Rising tension involving Iran has rattled fuel markets and pushed European leaders to rethink how the continent moves energy and goods. Policymakers and companies are searching for safer routes and steadier supplies as shipping risks and price swings grow.

Officials met in recent weeks across Brussels, national capitals, and key ports to map options. The immediate goal is to keep fuel flowing this summer and protect households and industry from another shock. The longer plan is to build routes and deals that can withstand conflict in the Middle East.

The Iran war’s impact on global fuel prices has pushed Europe to explore alternative trade and energy routes.

Why Prices Jump When the Gulf Heats Up

Europe relies on global oil and liquefied natural gas (LNG), much of which ships near Iran through the Strait of Hormuz or along the Red Sea. Any threat to those lanes forces tankers to reroute, lengthening voyages and lifting freight costs. Insurers demand higher premiums when ship risks rise, which also adds to prices at the pump and for heating.

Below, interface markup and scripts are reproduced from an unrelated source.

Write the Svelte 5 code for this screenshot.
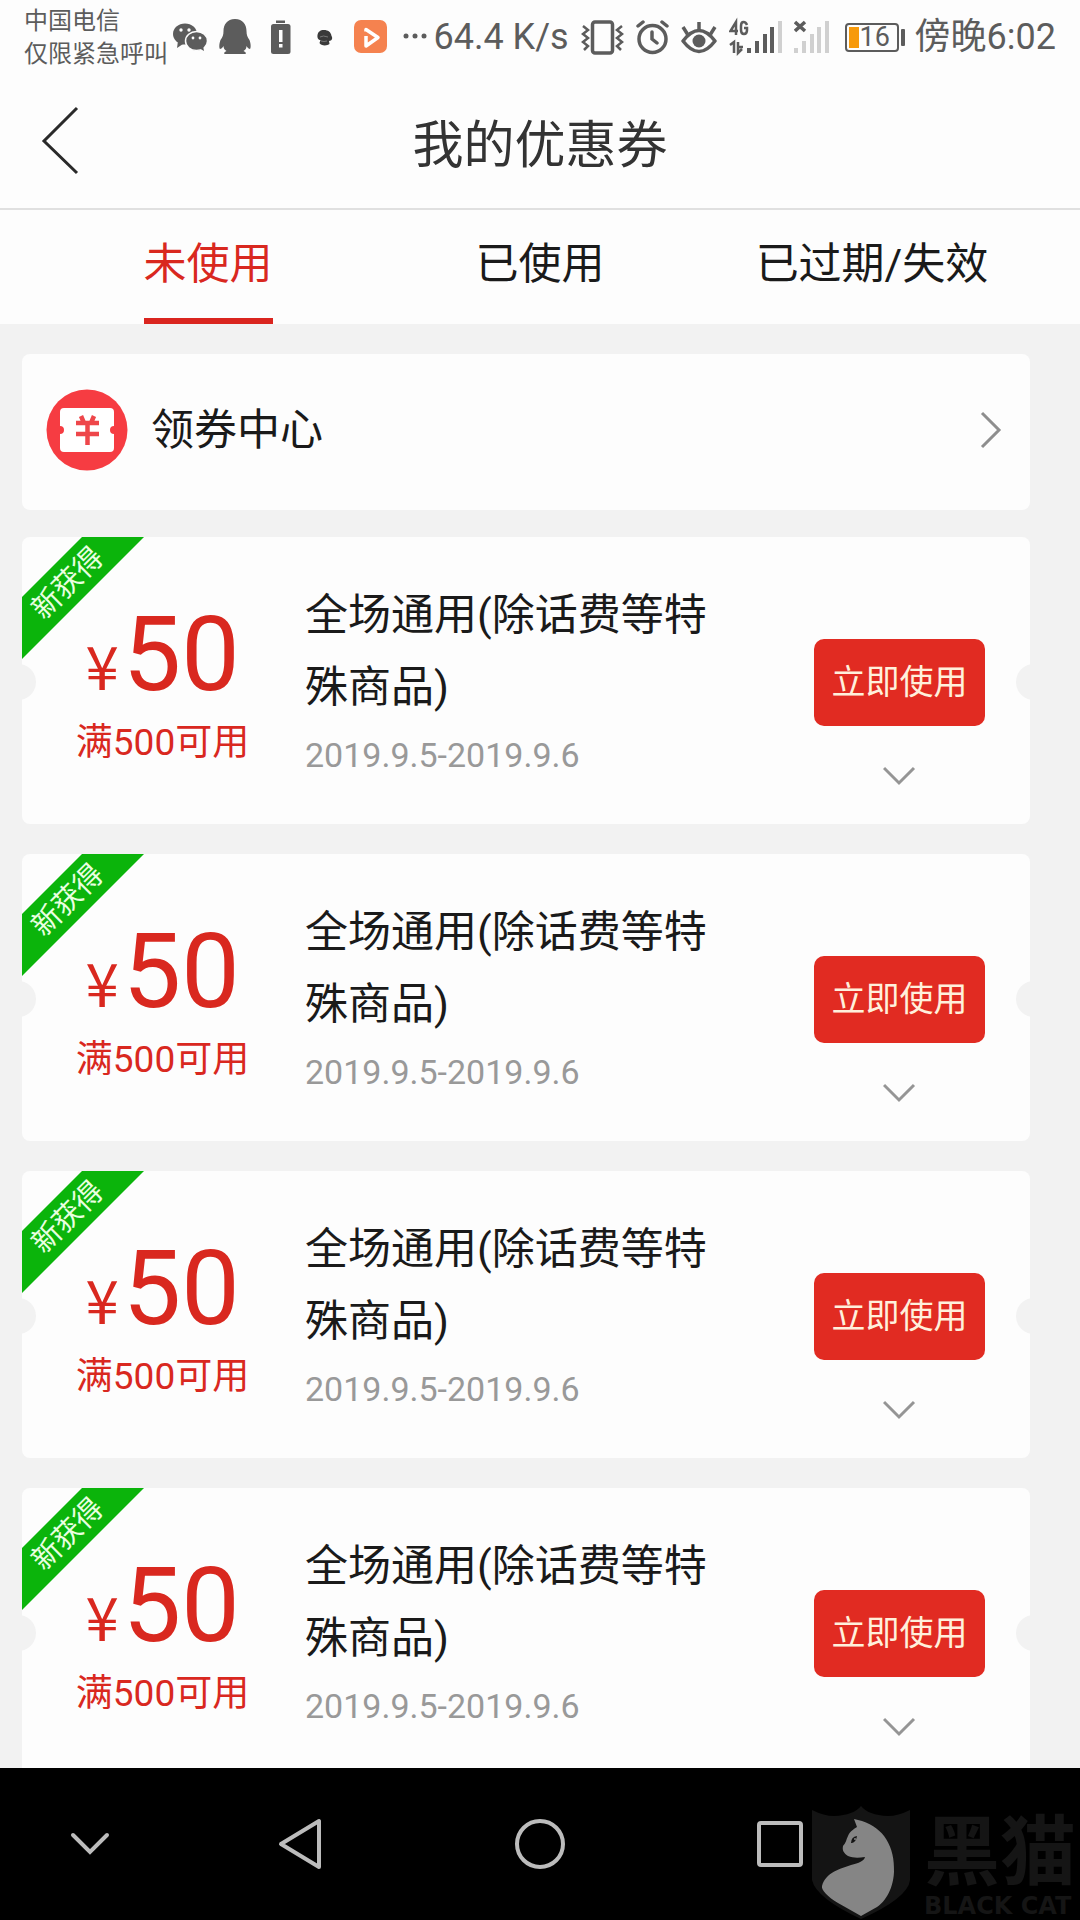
<script>
  const tabs = ['未使用', '已使用', '已过期/失效'];
  let activeTab = 0;

  const coupons = [1, 2, 3, 4].map(id => ({
    id,
    amount: 50,
    limit: '满500可用',
    title: '全场通用(除话费等特殊商品)',
    period: '2019.9.5-2019.9.6',
    isNew: true,
  }));
</script>

<div class="screen">
  <div class="status">
    <div class="carrier">
      <span>中国电信</span>
      <span>仅限紧急呼叫</span>
    </div>

    <div class="notices">
      <!-- wechat -->
      <svg viewBox="0 0 45 40">
        <ellipse cx="17" cy="17" rx="12" ry="10.500" fill="#5c5c5c" />
        <path d="M10 24l-1 7 6-4z" fill="#5c5c5c" />
        <ellipse cx="28.500" cy="24" rx="11" ry="9.500" fill="#5c5c5c" stroke="#fdfdfd" stroke-width="1.500" />
        <path d="M31 31l5 3-1-5z" fill="#5c5c5c" />
        <g fill="#fdfdfd">
          <circle cx="13" cy="13" r="1.700" /><circle cx="21" cy="13" r="1.700" />
          <circle cx="25" cy="21" r="1.400" /><circle cx="32" cy="21" r="1.400" />
        </g>
      </svg>
      <!-- qq -->
      <svg viewBox="0 0 45 40" fill="#5c5c5c">
        <path d="M22 2c-8 0-11.500 6-11.500 12 0 4-1 6-3 9-1.500 4-1.500 8-.5 9 1 0 2.500-1 3.500-3 0 2 1 4 3 5-2 1-3 2-2 3h21c1-1 0-2-2-3 2-1 3-3 3-5 1 2 2.500 3 3.500 3 1-1 1-5-.5-9-2-3-3-5-3-9 0-6-3.500-12-11.500-12z" />
      </svg>
      <!-- battery warning -->
      <svg viewBox="0 0 45 40">
        <rect x="18" y="3.500" width="9" height="2.500" fill="#5c5c5c" />
        <rect x="13" y="7" width="19.500" height="30" rx="2.500" fill="#5c5c5c" />
        <rect x="21" y="13" width="3.500" height="12" fill="#fdfdfd" />
        <rect x="21" y="27" width="3.500" height="3.500" fill="#fdfdfd" />
      </svg>
      <svg viewBox="0 0 45 40" fill="#3a3a3a">
        <path d="M21 13c-4 0-6 2-6.500 5-.5 3 1 5 3 5l-1 3c1 3 8 3 10 1l-.5-3c3 0 4-3 2.500-5-.5-4-3.500-6-7.500-6z" />
        <path d="M17 20q3-2 8 0M18 24q3 1 6 0" fill="none" stroke="#777" />
      </svg>
      <!-- video app -->
      <svg viewBox="0 0 45 40">
        <rect x="6" y="3" width="33" height="33" rx="7" fill="#f5824f" />
        <path d="M18 19v10l12-8.500L18 12.500v2" fill="none" stroke="#fff" stroke-width="3.500" stroke-linejoin="round" />
      </svg>
      <svg class="more" viewBox="0 0 38 40" fill="#5c5c5c">
        <circle cx="13" cy="19" r="2.500" /><circle cx="22" cy="19" r="2.500" /><circle cx="31" cy="19" r="2.500" />
      </svg>
    </div>

    <div class="system">
      <span>64.4 K/s</span>
      <!-- vibrate -->
      <svg width="43" height="40" viewBox="0 0 43 40" fill="none" stroke="#5c5c5c">
        <rect x="11.500" y="5" width="20" height="31" rx="2.500" stroke-width="3.500" />
        <path d="M2 9l5 4-5 4 5 4-5 4 5 4-4 4M41 9l-5 4 5 4-5 4 5 4-5 4 4 4" stroke-width="2.500" />
      </svg>
      <!-- alarm -->
      <svg width="33" height="40" viewBox="0 0 33 40" fill="none" stroke="#5c5c5c" stroke-width="3.500" stroke-linecap="round">
        <circle cx="16.500" cy="22" r="13.500" />
        <path d="M16 15v7l5 4M2 9l5-4M31 9l-5-4" />
      </svg>
      <!-- eye comfort -->
      <svg width="36" height="40" viewBox="0 0 36 40" fill="none" stroke="#5c5c5c" stroke-width="3.500">
        <path d="M2 24Q18 3 34 24Q18 45 2 24z" stroke-linejoin="round" />
        <circle cx="18" cy="24" r="6.500" fill="#5c5c5c" stroke="none" />
        <path d="M18 14V5M7 18L2 10M29 18l5-8" />
      </svg>
      <!-- 4g signal -->
      <svg width="53" height="40" viewBox="0 0 53 40">
        <path d="M7 18V5L1.500 14H9M18 8q-1-3-3.500-3T12 9v4q0 4 3 4t3-4v-2h-3" fill="none" stroke="#5c5c5c" stroke-width="2.500" />
        <path d="M1 28l4-3v11M9 25v11l4-4M9 30h5" fill="none" stroke="#5c5c5c" stroke-width="2.500" />
        <path d="M18 31h4v5h-4zM26 24h4v12h-4zM34 17h4v19h-4zM41 10h4v26h-4z" fill="#5c5c5c" />
        <path d="M49 4h4v32h-4z" fill="#d0d0d0" />
      </svg>
      <!-- no signal -->
      <svg width="35" height="40" viewBox="0 0 35 40">
        <path d="M1 5l10 9M11 5L1 14" stroke="#5c5c5c" stroke-width="3.500" />
        <path d="M0 31h4v5H0zM8 24h4v12H8zM16 17h4v19h-4zM23 10h4v26h-4zM31 4h4v32h-4z" fill="#d0d0d0" />
      </svg>
      <div class="battery"><span class="level"></span>16</div>
      <span>傍晚6:02</span>
    </div>
  </div>

  <header>
    <button class="back" type="button" aria-label="返回">
      <svg width="40" height="70" viewBox="0 0 40 70" fill="none" stroke="#2a2a2a" stroke-width="3">
        <path d="M37 2L4 35l33 32" />
      </svg>
    </button>
    <h1>我的优惠券</h1>
  </header>

  <nav class="tabs">
    {#each tabs as tab, i}
      <button type="button" class="tab" class:active={i === activeTab} on:click={() => (activeTab = i)}>
        <span>{tab}</span>
      </button>
    {/each}
  </nav>

  <main>
    <a class="center" href="#center">
      <svg class="center-icon" viewBox="0 0 82 82">
        <circle cx="41" cy="41" r="40.500" fill="#f63c42" />
        <path d="M18 19h46a4 4 0 0 1 4 4v14a4 4 0 0 0 0 8v14a4 4 0 0 1-4 4H18a4 4 0 0 1-4-4V45a4 4 0 0 0 0-8V23a4 4 0 0 1 4-4z" fill="#fff" />
        <path d="M35 27l3 7M48 27l-3 7M30 34h23M30 45h23M41.500 34v22" fill="none" stroke="#ee464a" stroke-width="4.500" />
      </svg>
      <span>领券中心</span>
      <svg width="22" height="38" viewBox="0 0 22 38" fill="none" stroke="#8e8e8e" stroke-width="3">
        <path d="M2 2l17 17L2 36" />
      </svg>
    </a>

    <div class="coupons">
      {#each coupons as c (c.id)}
        <article class="coupon">
          {#if c.isNew}
            <div class="ribbon"><span>新获得</span></div>
          {/if}
          <div class="value">
            <div class="price"><span class="yen">¥</span>{c.amount}</div>
            <div class="limit">{c.limit}</div>
          </div>
          <div class="info">
            <h2>{c.title}</h2>
            <p>{c.period}</p>
          </div>
          <div class="actions">
            <button class="use" type="button">立即使用</button>
            <button class="expand" type="button" aria-label="展开">
              <svg width="34" height="20" viewBox="0 0 34 20" fill="none" stroke="#959595" stroke-width="3">
                <path d="M1 2l15 15L31 2" />
              </svg>
            </button>
          </div>
        </article>
      {/each}
    </div>
  </main>

  <footer>
    <button type="button" aria-label="收起">
      <svg width="40" height="24" viewBox="0 0 40 24" fill="none" stroke="#bcbcbc" stroke-width="4" stroke-linecap="round">
        <path d="M3 3l17 17L37 3" />
      </svg>
    </button>
    <button type="button" aria-label="后退">
      <svg width="46" height="52" viewBox="0 0 46 52" fill="none" stroke="#bcbcbc" stroke-width="4" stroke-linejoin="round">
        <path d="M42 3v46L4 26z" />
      </svg>
    </button>
    <button type="button" aria-label="主页">
      <svg width="52" height="52" viewBox="0 0 52 52" fill="none" stroke="#bcbcbc" stroke-width="4">
        <circle cx="26" cy="26" r="23" />
      </svg>
    </button>
    <button type="button" aria-label="最近任务">
      <svg width="46" height="46" viewBox="0 0 46 46" fill="none" stroke="#bcbcbc" stroke-width="4">
        <rect x="2" y="2" width="42" height="42" rx="2" />
      </svg>
    </button>

    <div class="brand">
      <svg width="98" height="114" viewBox="0 0 98 114">
        <path d="M0 4Q12 10 22 10Q42 9 49 0Q56 9 76 10Q86 10 98 4V74Q96 92 49 113Q4 92 0 74z" fill="#141414" />
        <path d="M42 13l8 2c22 7 33 26 32 51-1 20-11 31-17 35L49 110 26 97C16 91 9 84 10 80c4-14 18-17 29-21 8-2 13-4 14-8-7 1-12 1-17-1-4-3-6-5-5-10 3-3 3-6 5-10 2-5 6-7 9-9z" fill="#858585" />
        <path d="M39 37q0-6 6-7-1 6-5 7z" fill="#151515" />
        <circle cx="43" cy="33" r="1" fill="#858585" />
      </svg>
      <div class="brand-name">
        <strong>黑猫</strong>
        <span>BLACK CAT</span>
      </div>
    </div>
  </footer>
</div>

<style>
  :global(body) {
    background: #f2f2f2;
  }

  .screen {
    height: 100vh;
    display: flex;
    flex-direction: column;
    overflow: hidden;
    background: #f2f2f2;
    color: #1a1a1a;
    font-family: Roboto, 'Noto Sans CJK SC', sans-serif;
  }

  button {
    padding: 0;
    border: none;
    background: none;
    color: inherit;
    font: inherit;
    cursor: pointer;
  }

  svg { display: block; flex-shrink: 0; }

  /* status bar */
  .status {
    display: flex;
    align-items: center;
    height: 74px;
    padding: 0 24px;
    background: #fdfdfd;
    color: #5c5c5c;
    white-space: nowrap;
  }
  .carrier {
    display: flex;
    flex-direction: column;
    padding-top: 2px;
    font-size: 24px;
    line-height: 33px;
  }
  .notices { display: flex; }
  .notices svg { width: 45px; height: 40px; }
  .notices .more { width: 38px; }
  .system {
    display: flex;
    align-items: center;
    gap: 12px;
    margin-left: auto;
    font-size: 36px;
    line-height: 40px;
  }
  .battery {
    position: relative;
    box-sizing: border-box;
    display: flex;
    align-items: center;
    gap: 1px;
    width: 54px;
    height: 29px;
    margin: 0 4px;
    padding-left: 2px;
    border: 2px solid #5c5c5c;
    border-radius: 4px;
    font-size: 27px;
    line-height: 25px;
  }
  .battery::after {
    content: '';
    position: absolute;
    right: -8px;
    top: 4px;
    width: 4px;
    height: 17px;
    border-radius: 1px;
    background: #5c5c5c;
  }
  .level { width: 10px; height: 21px; background: #f79a0b; }

  /* title bar */
  header {
    display: grid;
    grid-template-columns: 120px 1fr 120px;
    align-items: center;
    height: 134px;
    border-bottom: 2px solid #e0e0e0;
    background: #fdfdfd;
  }
  .back { padding-left: 40px; }
  h1 {
    margin: 0;
    color: #333;
    font-size: 51px;
    font-weight: 400;
    text-align: center;
  }

  .tabs {
    display: grid;
    grid-template-columns: repeat(3, 1fr);
    height: 114px;
    flex-shrink: 0;
    padding: 0 42px;
    background: #fdfdfd;
  }
  .tab {
    display: flex;
    justify-content: center;
    font-size: 43px;
    line-height: 108px;
  }
  .tab span {
    box-sizing: border-box;
    height: 114px;
  }
  .active { color: #d9281f; }
  .active span { border-bottom: 6px solid #da251f; }

  main {
    flex: 1;
    min-height: 0;
    display: flex;
    flex-direction: column;
    gap: 27px;
    padding: 30px 50px 0 22px;
    overflow-y: auto;
    scrollbar-width: none;
  }

  .center {
    display: flex;
    align-items: center;
    flex-shrink: 0;
    gap: 23px;
    height: 156px;
    padding: 0 28px 4px 24px;
    box-sizing: border-box;
    border-radius: 8px;
    background: #fdfdfd;
    color: inherit;
    font-size: 43px;
    line-height: 60px;
    text-decoration: none;
  }
  .center span { flex: 1; }
  .center-icon { width: 82px; height: 82px; }

  .coupons {
    display: flex;
    flex-direction: column;
    gap: 30px;
  }
  .coupon {
    position: relative;
    display: grid;
    grid-template-columns: 283px minmax(0, 1fr) 171px;
    height: 287px;
    padding-right: 45px;
    border-radius: 8px;
    background: #fdfdfd;
  }
  .coupon::before,
  .coupon::after {
    content: '';
    position: absolute;
    top: 127px;
    width: 36px;
    height: 36px;
    border-radius: 50%;
    background: #f2f2f2;
  }
  .coupon::before { left: -22px; }
  .coupon::after { right: -22px; }

  .ribbon {
    position: absolute;
    top: 0;
    left: 0;
    display: grid;
    place-items: center;
    width: 122px;
    height: 122px;
    clip-path: polygon(60px 0, 122px 0, 0 122px, 0 60px);
    background: #0bb40b;
    color: #e9ffe0;
  }
  .ribbon span {
    margin: 0 30px 30px 0;
    font-size: 29px;
    line-height: 36px;
    white-space: nowrap;
    transform: rotate(-45deg);
  }

  .value {
    padding: 57px 2px 0 0;
    color: #d9281f;
    text-align: center;
  }
  .price { font-size: 104px; line-height: 122px; }
  .yen {
    margin-right: 4px;
    font-family: 'Noto Sans CJK SC', sans-serif;
    font-size: 60px;
    line-height: 1;
  }
  .limit { font-size: 37px; line-height: 54px; }

  .info { padding: 42px 80px 0 0; }
  h2 {
    margin: 0;
    font-size: 43px;
    font-weight: 400;
    line-height: 72px;
  }
  p {
    margin: 0;
    color: #999;
    font-size: 34px;
    line-height: 64px;
  }

  .actions {
    display: flex;
    flex-direction: column;
    gap: 20px;
    padding-top: 102px;
  }
  .use {
    height: 87px;
    padding-bottom: 2px;
    border-radius: 10px;
    background: #e12b22;
    color: #fff0dc;
    font-size: 34px;
    line-height: 40px;
  }
  .expand {
    display: grid;
    place-items: center;
    height: 60px;
  }

  /* system navigation */
  footer {
    position: relative;
    display: grid;
    grid-template-columns: 3fr 4fr 4fr 4fr 3fr;
    flex-shrink: 0;
    height: 152px;
    background: #000;
  }
  footer button { display: grid; place-items: center; }

  .brand {
    position: absolute;
    right: 4px;
    bottom: 0;
    display: flex;
    gap: 14px;
    color: #151515;
    pointer-events: none;
  }
  .brand-name {
    display: flex;
    flex-direction: column;
    padding-top: 8px;
  }
  .brand-name strong { font-size: 76px; line-height: 78px; }
  .brand-name span {
    font: bold 24px/28px 'DejaVu Sans', sans-serif;
    white-space: nowrap;
  }
</style>
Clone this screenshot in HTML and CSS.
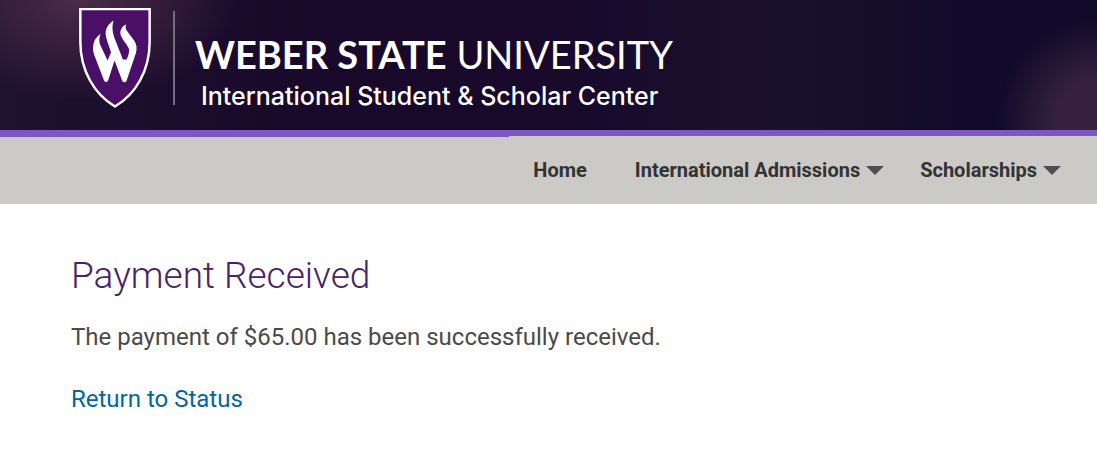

Oil markets are sensitive to Gulf tension. Even small supply fears can lift benchmark crude. Gas prices in Europe have eased from the crisis peak of 2022, but they remain vulnerable to supply interruptions or long detours around Africa when the Red Sea is not passable.

The European Union has already reduced its reliance on Russian pipeline gas since 2022. According to European Commission and International Energy Agency figures, Russian pipeline flows fell from about 40% of EU gas supply in 2021 to well under 20% by 2023. That change helped, but it also increased exposure to LNG shipping routes that can be disrupted by conflict.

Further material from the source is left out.